And what are “radiative kernels” when they’re at home? They’re a computer-based analysis of the instantaneous radiative forcing and radiative flux changes due to changes in things like temperature, water vapor, surface albedo and clouds.

And as a result, they can never be any more accurate than the underlying temperature, water vapor, surface albedo, and cloud etc. datasets …

Not only that, but to give an accurate result regarding human influence, the “radiation kernels” have to include all of the factors that go into the radiation balance. From Figure 2 above, we can see that these include the amount of solar radiation absorbed by the atmosphere (including the clouds), the sensible heat lost by the surface, the latent heat lost by the surface, and the longwave radiation emitted by the surface.

However, I find no indication that they have included all of the relevant variables.

And in any case, how accurately do we know those values? Not very well. Let me return to that question after we discuss the next problem.

The next problem with their study is that they seem totally unaware of the issues of long-term persistence (LTP). “Long-term persistence” in terms of climate means that today’s climate variables (temperature, rainfall, pressure, etc.) is not totally different from yesterday, this year is somewhat similar to last year, and this decade is not unrelated to the previous decade. Long-term persistence is unmentioned in their study. Long-term persistence is characterized by something called the “Hurst Exponent”. The value of this exponent ranges from 0.0 to 1.0. Purely random numbers have a Hurst Exponent of 0.5. An increasing Hurst Exponent indicates increasing long-term persistence.

And natural climate variables often show high long-term persistence.

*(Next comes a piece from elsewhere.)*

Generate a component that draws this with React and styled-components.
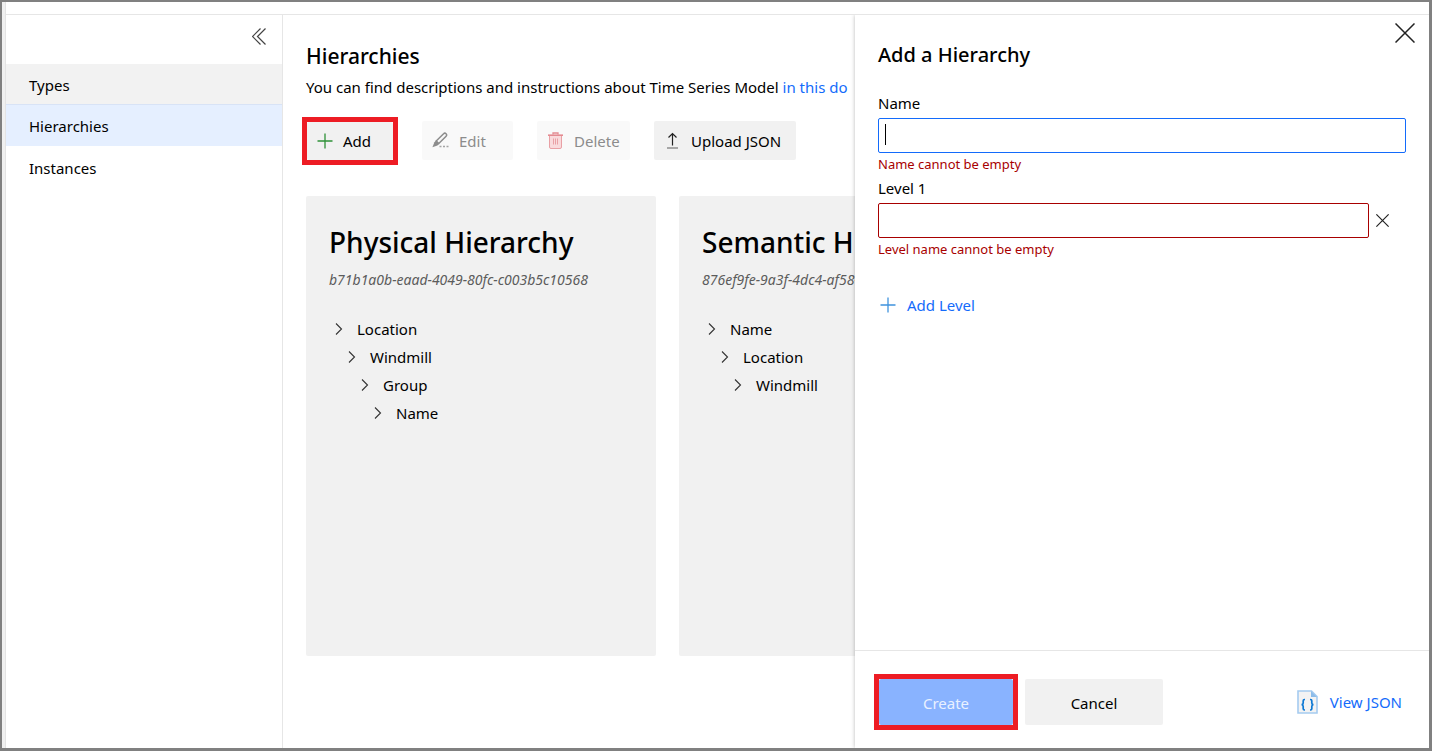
import React from "react";
import styled, { createGlobalStyle } from "styled-components";

const GlobalStyle = createGlobalStyle`
  *, *::before, *::after { box-sizing: border-box; }
  body {
    margin: 0;
    background: #fff;
    color: #000;
    font-family: "Noto Sans", "Open Sans", sans-serif;
    font-size: 15px;
    line-height: 20px;
  }
  h1, h2, h3, p, ul { margin: 0; padding: 0; }
  ul { list-style: none; }
  button, input { font: inherit; color: inherit; }
  a { color: #136bfb; text-decoration: none; }
`;

const Frame = styled.div`
  display: flex;
  flex-direction: column;
  min-height: 100vh;
  border: solid #808080;
  border-width: 2px 3px 3px 2px;
  overflow: hidden;
`;

const Shell = styled.div`
  display: flex;
  flex: 1;
  border-left: 3px solid #f0f0f0;
`;

const Page = styled.div`
  display: flex;
  flex-direction: column;
  flex: 1;
  min-width: 0;
  border-left: 1px solid #e3e3e3;
`;

const TopStrip = styled.div`
  height: 13px;
  border-bottom: 1px solid #e6e6e6;
`;

const Body = styled.div`
  display: flex;
  flex: 1;
`;

const Sidebar = styled.nav`
  flex: 0 0 277px;
  border-right: 1px solid #e6e6e6;
`;

const SidebarTop = styled.div`
  display: flex;
  justify-content: flex-end;
  height: 49px;
  padding: 12px 14px 0 0;
`;

const IconButton = styled.button`
  display: flex;
  flex: none;
  align-items: center;
  justify-content: center;
  width: ${(p) => p.$size}px;
  height: ${(p) => p.$size}px;
  padding: 0;
  border: 0;
  background: none;
  cursor: pointer;
`;

const NavLink = styled.a`
  display: flex;
  align-items: center;
  height: ${(p) => (p.$hover ? 40 : 42)}px;
  padding: ${(p) => (p.$active ? 0 : 2)}px 0 0 23px;
  border-top: ${(p) => (p.$active ? "1px solid #d8e3f6" : "0")};
  background: ${(p) => (p.$active ? "#e5efff" : p.$hover ? "#f2f2f2" : "none")};
  color: #000;
`;

const Main = styled.main`
  flex: 1;
  min-width: 0;
  padding: 29px 0 0 23px;
  overflow: hidden;
`;

const PageTitle = styled.h1`
  font-size: 21px;
  font-weight: 500;
  line-height: 24px;
`;

const Intro = styled.p`
  margin-top: 9px;
  white-space: nowrap;
`;

const Toolbar = styled.div`
  display: flex;
  align-items: center;
  gap: 24px;
  margin-top: 24px;
`;

const Highlight = styled.span`
  display: flex;
  flex: none;
  width: ${(p) => p.$width}px;
  margin: -4px 0 -5px -4px;
  border: 5px solid #ed1c24;
`;

const Button = styled.button`
  display: flex;
  flex: none;
  align-items: center;
  gap: 10px;
  width: ${(p) => p.$width}px;
  height: ${(p) => p.$height || 39}px;
  justify-content: ${(p) => (p.$center ? "center" : "flex-start")};
  padding: ${(p) => (p.$center ? "2px 0 0" : "0 0 0 10px")};
  border: 0;
  border-radius: 2px;
  background: ${(p) => (p.$primary ? "#89b3ff" : "#f1f1f1")};
  color: ${(p) => (p.$primary ? "#fff" : "#000")};
  cursor: pointer;

  &:disabled {
    background: ${(p) => (p.$primary ? "#89b3ff" : "#f9f9f9")};
    color: ${(p) => (p.$primary ? "#e9f1ff" : "#8c8c8c")};
    cursor: default;
  }
`;

const Cards = styled.div`
  display: flex;
  gap: 23px;
  margin-top: 36px;
`;

const Card = styled.article`
  flex: none;
  width: 350px;
  min-height: 460px;
  padding: 27px 23px;
  border-radius: 2px;
  background: #f1f1f1;
`;

const CardTitle = styled.h2`
  font-size: 28px;
  font-weight: 500;
  line-height: 38px;
  white-space: nowrap;
`;

const CardId = styled.p`
  margin-top: 9px;
  color: #5c5c5c;
  font-size: 14px;
  font-style: italic;
  white-space: nowrap;
`;

const Tree = styled.ul`
  margin-top: 25px;
`;

const TreeNode = styled.li`
  display: flex;
  align-items: center;
  gap: 13px;
  height: 28px;
  padding-left: ${(p) => 5 + p.$depth * 13}px;
`;

const Drawer = styled.aside`
  position: relative;
  display: flex;
  flex: 0 0 574px;
  flex-direction: column;
  background: #fff;
  box-shadow: 0 0 4px rgba(0, 0, 0, 0.28);
  clip-path: inset(0 0 0 -8px);
`;

const DrawerHeader = styled.header`
  display: flex;
  justify-content: space-between;
  padding: 6px 12px 0 23px;
`;

const DrawerTitle = styled.h2`
  padding-top: 22px;
  font-size: 20px;
  font-weight: 500;
  line-height: 24px;
`;

const DrawerBody = styled.div`
  flex: 1;
  padding: 26px 23px 0;
`;

const Field = styled.div`
  margin-bottom: 4px;
`;

const Label = styled.label`
  display: block;
  margin-bottom: 5px;
`;

const InputRow = styled.div`
  position: relative;
  display: flex;
  align-items: center;
  gap: 3px;
  padding-right: ${(p) => (p.$removable ? 14 : 0)}px;
`;

const Input = styled.input`
  flex: 1;
  min-width: 0;
  height: 35px;
  padding: 0 6px;
  border: 1px solid ${(p) => (p.$invalid ? "#a80000" : "#136bfb")};
  border-radius: 2px;
  outline: 0;
  background: #fff;
  caret-color: transparent;
`;

const Caret = styled.span`
  position: absolute;
  top: 6px;
  left: 7px;
  width: 1px;
  height: 21px;
  background: #000;
`;

const ErrorText = styled.p`
  padding-top: 1px;
  color: #a80000;
  font-size: 13px;
`;

const TextButton = styled.button`
  display: flex;
  align-items: center;
  gap: 11px;
  margin-top: 36px;
  padding: 0 0 0 2px;
  border: 0;
  background: none;
  color: #136bfb;
  cursor: pointer;
`;

const DrawerFooter = styled.footer`
  display: flex;
  align-items: center;
  gap: 7px;
  height: 98px;
  padding: 4px 27px 0 23px;
  border-top: 1px solid #e6e6e6;
`;

const JsonLink = styled.a`
  display: flex;
  align-items: center;
  gap: 12px;
  margin-left: auto;
`;

const Plus = ({ color }) => (
  <svg width="16" height="16" viewBox="0 0 16 16" fill="none" stroke={color} aria-hidden="true">
    <path d="M8 .5v15M.5 8h15" strokeWidth="1.3" />
  </svg>
);

const Cross = ({ size }) => (
  <svg width={size} height={size} viewBox="0 0 20 20" fill="none" stroke="#222" aria-hidden="true">
    <path d="M.5.5l19 19M19.5.5l-19 19" strokeWidth={size > 16 ? 1.5 : 1.8} />
  </svg>
);

const Collapse = () => (
  <svg width="14" height="17" viewBox="0 0 14 17" fill="none" stroke="#444" strokeWidth="1.2" aria-hidden="true">
    <path d="M8.5.5l-8 8 8 8M13.5.5l-8 8 8 8" />
  </svg>
);

const Chevron = () => (
  <svg width="10" height="12" viewBox="0 0 10 12" fill="none" stroke="#333" strokeWidth="1.1" aria-hidden="true">
    <path d="M2 .5L7.500 6 2 11.500" />
  </svg>
);

const Pencil = () => (
  <svg width="17" height="17" viewBox="0 0 17 17" fill="none" aria-hidden="true">
    <path d="M4.200 9L11.600 1.800a1.500 1.500 0 0 1 2.500 2.400L6.800 11.500z" stroke="#8d8d8d" strokeWidth="1.500" />
    <path d="M4 8.500l3.400 3.300-2 1.600-5 1.900 2-5z" fill="#8d8d8d" />
    <path d="M7.500 14.500h2M11 14.500h2M14.500 14.500h2" stroke="#a5a5a5" strokeWidth="1.600" />
  </svg>
);

const Bin = () => (
  <svg width="17" height="17" viewBox="0 0 17 17" fill="none" stroke="#e9a0a5" aria-hidden="true">
    <path d="M2.500 3.500h12v11.500a1.500 1.500 0 0 1-1.500 1.500H4A1.500 1.500 0 0 1 2.500 15z" fill="#f9dadc" />
    <path d="M1 3.200h15" stroke="#e48b91" strokeWidth="1.600" />
    <path d="M6 2.500V1h5v1.500" stroke="#e48b91" strokeWidth="1.300" />
    <path d="M6.500 6.500v6M8.500 6.500v6M10.500 6.500v6" />
  </svg>
);

const UploadArrow = () => (
  <svg width="17" height="17" viewBox="0 0 17 17" fill="none" aria-hidden="true">
    <path d="M8.500 13.500V1.500M4.500 5.500l4-4 4 4" stroke="#222" strokeWidth="1.200" />
    <path d="M3 16h11" stroke="#777" strokeWidth="1.200" />
  </svg>
);

const JsonFile = () => (
  <svg width="21" height="24" viewBox="0 0 21 24" fill="none" aria-hidden="true">
    <path d="M1 1h13.500L20 6.500V23H1z" fill="#f3f3f3" stroke="#a5cbf0" strokeWidth="1.600" />
    <path d="M14 1v6h6z" fill="#8dbdea" />
    <path
      d="M8 9.500H7.500q-1.300 0-1.300 1.300v2.200q0 1.500-1.600 1.700 1.600.2 1.600 1.700v2.300q0 1.300 1.300 1.300H8M13 9.500h.5q1.300 0 1.300 1.300v2.200q0 1.500 1.600 1.700-1.600.2-1.600 1.700v2.300q0 1.300-1.300 1.300H13"
      stroke="#0c78d4"
      strokeWidth="1.700"
    />
  </svg>
);

const hierarchies = [
  {
    name: "Physical Hierarchy",
    id: "b71b1a0b-eaad-4049-80fc-c003b5c10568",
    levels: ["Location", "Windmill", "Group", "Name"],
  },
  {
    name: "Semantic H",
    id: "876ef9fe-9a3f-4dc4-af58-",
    levels: ["Name", "Location", "Windmill"],
  },
];

export default function App() {
  return (
    <Frame>
      <GlobalStyle />
      <Shell>
        <Page>
          <TopStrip />
          <Body>
            <Sidebar>
              <SidebarTop>
                <IconButton $size={18} aria-label="Collapse menu">
                  <Collapse />
                </IconButton>
              </SidebarTop>
              <NavLink href="#types" $hover>Types</NavLink>
              <NavLink href="#hierarchies" $active aria-current="page">Hierarchies</NavLink>
              <NavLink href="#instances">Instances</NavLink>
            </Sidebar>
            <Main>
              <PageTitle>Hierarchies</PageTitle>
              <Intro>
                You can find descriptions and instructions about Time Series Model{" "}
                <a href="#docs">in this do</a>
              </Intro>
              <Toolbar>
                <Highlight $width={96}>
                  <Button $width={86} $height={38}><Plus color="#2f9138" />Add</Button>
                </Highlight>
                <Button $width={91} disabled><Pencil />Edit</Button>
                <Button $width={93} disabled><Bin />Delete</Button>
                <Button $width={142}><UploadArrow />Upload JSON</Button>
              </Toolbar>
              <Cards>
                {hierarchies.map((h) => (
                  <Card key={h.name}>
                    <CardTitle>{h.name}</CardTitle>
                    <CardId>{h.id}</CardId>
                    <Tree>
                      {h.levels.map((level, depth) => (
                        <TreeNode key={level} $depth={depth}>
                          <Chevron />
                          {level}
                        </TreeNode>
                      ))}
                    </Tree>
                  </Card>
                ))}
              </Cards>
            </Main>
            <Drawer aria-label="Add a Hierarchy">
              <DrawerHeader>
                <DrawerTitle>Add a Hierarchy</DrawerTitle>
                <IconButton $size={24} aria-label="Close">
                  <Cross size={20} />
                </IconButton>
              </DrawerHeader>
              <DrawerBody>
                <Field>
                  <Label htmlFor="name">Name</Label>
                  <InputRow>
                    <Input id="name" type="text" />
                    <Caret />
                  </InputRow>
                  <ErrorText>Name cannot be empty</ErrorText>
                </Field>
                <Field>
                  <Label htmlFor="level-1">Level 1</Label>
                  <InputRow $removable>
                    <Input id="level-1" type="text" $invalid />
                    <IconButton $size={20} aria-label="Remove level">
                      <Cross size={13} />
                    </IconButton>
                  </InputRow>
                  <ErrorText>Level name cannot be empty</ErrorText>
                </Field>
                <TextButton><Plus color="#3f93dd" />Add Level</TextButton>
              </DrawerBody>
              <DrawerFooter>
                <Highlight $width={144}>
                  <Button $width={134} $height={46} $center $primary disabled>Create</Button>
                </Highlight>
                <Button $width={138} $height={46} $center>Cancel</Button>
                <JsonLink href="#json"><JsonFile />View JSON</JsonLink>
              </DrawerFooter>
            </Drawer>
          </Body>
        </Page>
      </Shell>
    </Frame>
  );
}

What’s the problem with this? Well, the uncertainty in any statistical analysis goes down as the number of observations increases. The number of observations is usually denoted by capital N. If I throw a die (one of a pair of dice) four times (N=4) and I average the answer, I might get a mean (average) value of 4.2, or of 1.6. But if I throw the die ten thousand times (N=10,000), I’ll get something very near to the true average of 3.5. I just tried it on my computer, and with N=10,000, I got 3.4927.

The problem is that if a dataset has high long-term persistence, it acts like it has fewer observations than it actually has.

To deal with this, we can calculate an “Effective N” for a dataset. This is the number of observations that the dataset acts as though it has.

The general effect of long-term persistence is that it greatly increases the uncertainty of our results. For example, finding longer-term trends in a random normal dataset is unusual. But because of long-term persistence, as the saying goes, “Nature’s style is naturally trendy.” Longer-term trends in natural datasets are the rule, not the exception. As that linked article in Nature magazine says, “trend tests which fail to consider long-term persistence greatly overstate the statistical significance of observed trends when long-term persistence is present.”

So let’s take for example the CERES downwelling longwave dataset, the one that they say humans are affecting. It is indeed trending upwards. Looking at the period they studied, it increased by 1.1 W/m2, and they claim about half of that (0.53 W/m2) is from human actions.

And if we ignore long-term persistence, the “p-value” of that trend is 0.0003, which is very small. This means that there is almost no chance that it’s just a random fluctuation. Ignoring long-term persistence, the trend in that data is highly statistically significant.

But that’s calculated with the actual number of datapoints, N = 192. However, once we adjust for long-term correlation, we see that particular dataset has a Hurst Exponent of 0.88, which is very high.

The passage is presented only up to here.